Why is my car stuck in park?
The main reasons why a car can get stuck in park is because of a blown-out brake light fuse, a faulty brake light switch or a malfunctioning shifter interlock.
- Blown-out brake light fuse
- Faulty brake light switch
- Malfunctioning shifter interlock
- Incline induced pawl pressure
Blown-out brake light fuse
Check the brake light to see if its fuse has blown out. Have a replacement done if needed.
Faulty brake light switch
Inspect the brake light switch to determine if it’s functioning as desired. If not, get a new one fitted in its place.
Malfunctioning shifter interlock
Bypass the interlock by turning your car key to the accessory position, position the shifter in neutral and then start the car. Alternatively, opt for the manual shift lock override by inserting a small flathead screwdriver or a key. Once you get the shifter interlock set right, you can consider getting a shift lock release fitted.
Incline induced pawl pressure
Relieve the pressure by shifting the car into any drive gear. You’ll often need the assistance of another person to do this to move the car back and forth to enable proper engagement.
How do I get my car out of the park when it’s stuck?
To release a car that is stuck in park, use a small screwdriver to push down on the shift override slot.
You can follow these steps if your car’s shifter is stuck in park to get it released:
- Activate the emergency brake of your car so that it doesn’t roll accidentally.
- Put the key inside the ignition hole and turn it to the ON or Run position. You don’t have to get the engine started.
- Identify the shift override lock slot. This is usually present over the shifter console and close to the shifter lever.
- Remove the plastic cap covering the shift override lock slot.
- Wedge a key, a nail file or a small screwdriver inside the override slot and push it downwards.
- Hold down the above tool and release the brake pedal at the same time.
- Hold the shifter and push the release button present on the shifter as usual.
- Move the shifter to the gear of your choice.
You can peform the above steps with the engine in the OFF position. Set the shifter to neutral and start the engine.

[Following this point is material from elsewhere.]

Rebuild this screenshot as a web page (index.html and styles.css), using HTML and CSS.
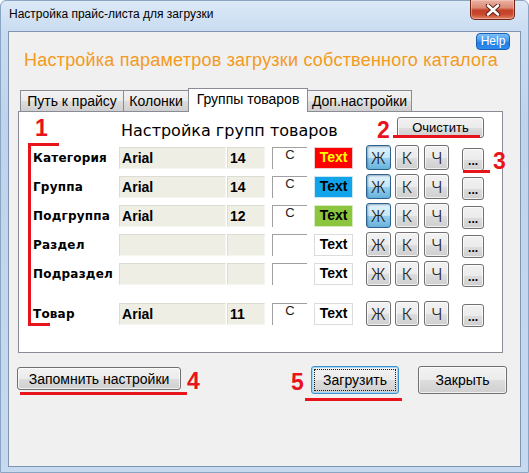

Car stuck in park and won’t start
Your car may be stuck in park and not start because of a sensor issue, loose battery cables, defective batteries or a faulty brake light switch.

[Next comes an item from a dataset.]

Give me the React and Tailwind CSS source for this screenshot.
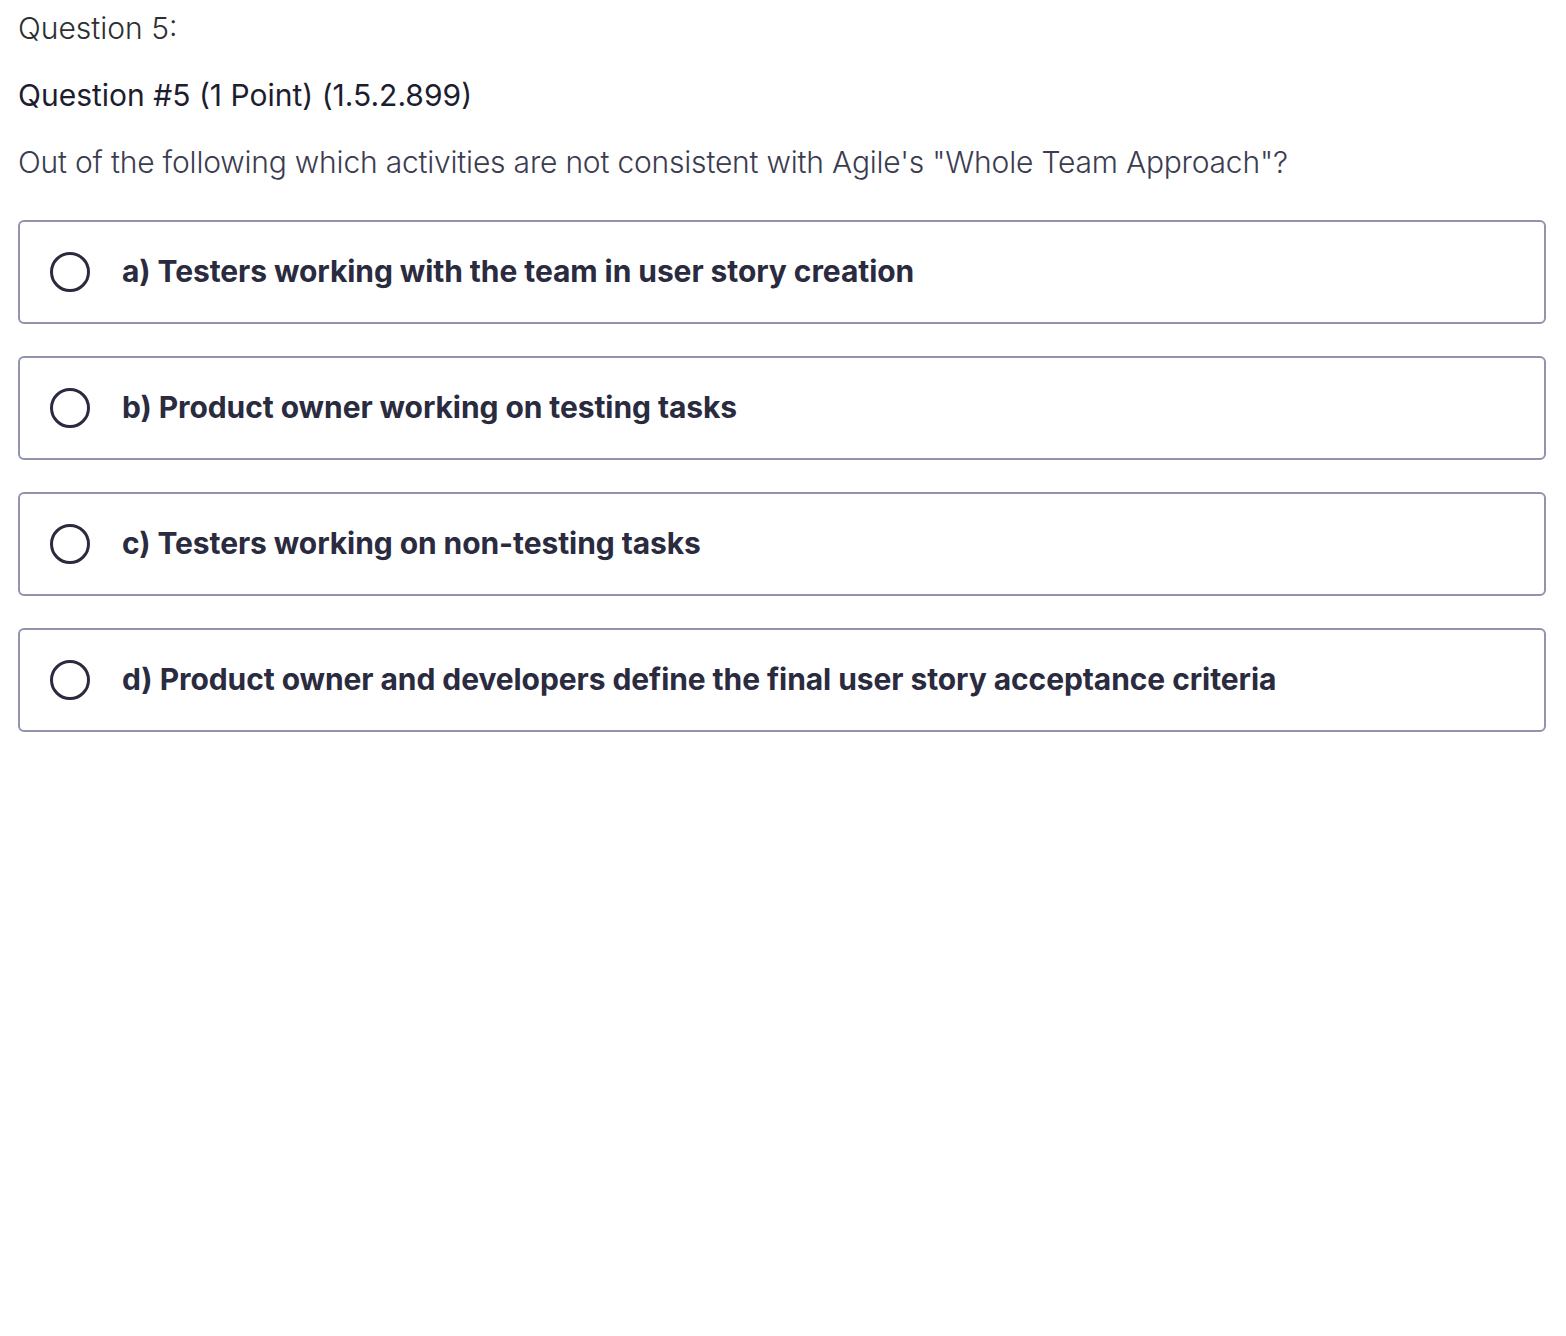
const options = [
  "a) Testers working with the team in user story creation",
  "b) Product owner working on testing tasks",
  "c) Testers working on non-testing tasks",
  "d) Product owner and developers define the final user story acceptance criteria",
];

export default function App() {
  return (
    <div className="min-h-screen bg-white pl-[18px] pr-[20px] pt-[8px] font-['Inter',sans-serif]">
      <p className="text-[30px] leading-[40px] text-[#2d2f31] font-light">Question 5:</p>

      <p className="mt-[27px] text-[30px] leading-[40px] text-[#1c1d2f]">
        Question #5 (1 Point) (1.5.2.899)
      </p>

      <p className="mt-[27px] text-[30px] leading-[40px] tracking-[-0.2px] text-[#3b3c50] font-light">
        Out of the following which activities are not consistent with Agile's "Whole Team Approach"?
      </p>

      <ul className="mt-[38px] flex flex-col gap-[32px]">
        {options.map((opt) => (
          <li
            key={opt}
            className="flex items-center h-[104px] border-2 border-[#9194ac] rounded-[6px] pl-[30px] pr-6"
          >
            <span className="w-[40px] h-[40px] rounded-full border-[3.5px] border-[#2a2b3f] shrink-0" />
            <span className="ml-[32px] -mt-[2px] text-[30px] font-bold tracking-[-0.08px] text-[#2a2b3f]">
              {opt}
            </span>
          </li>
        ))}
      </ul>
    </div>
  );
}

- Check all the fuses of the car to determine if they are intact without blowing out. Sometimes, more than one fuse can be responsible for powering the shift interlock system. Replace the fuses that have blown out with new fuses of the same rating.
- Inspect the brake lights to see if they turn ON when you press the brake pedal. If not, the brake light switch is faulty and needs a replacement.
- Look out for one or more loose battery cable connections and tighten them. This is a good chance to clean the battery terminals if they are dirty.
- Check the condition of the batteries to see if they are defective or have reached the end of their lifetime. In either case, you will need to get such batteries replaced.
- Watch out for disconnected sensors in the onboard computer of the car. Fit them back in position to establish the connection again.
Car stuck in park but says reverse
Your car may be stuck in park but says reverse due to a linkage issue, a bad shifter position sensor, broken transmission mounts or a defective shift cable grommet.
- Check for a worn-out or broken linkage and get a new one fitted. It’s recommended that you get the assistance of a trained mechanic to do this for you.
- Inspect the car for disconnected or broken transmission mounts. Disconnected mounts must be connected back in position while broken ones should be changed.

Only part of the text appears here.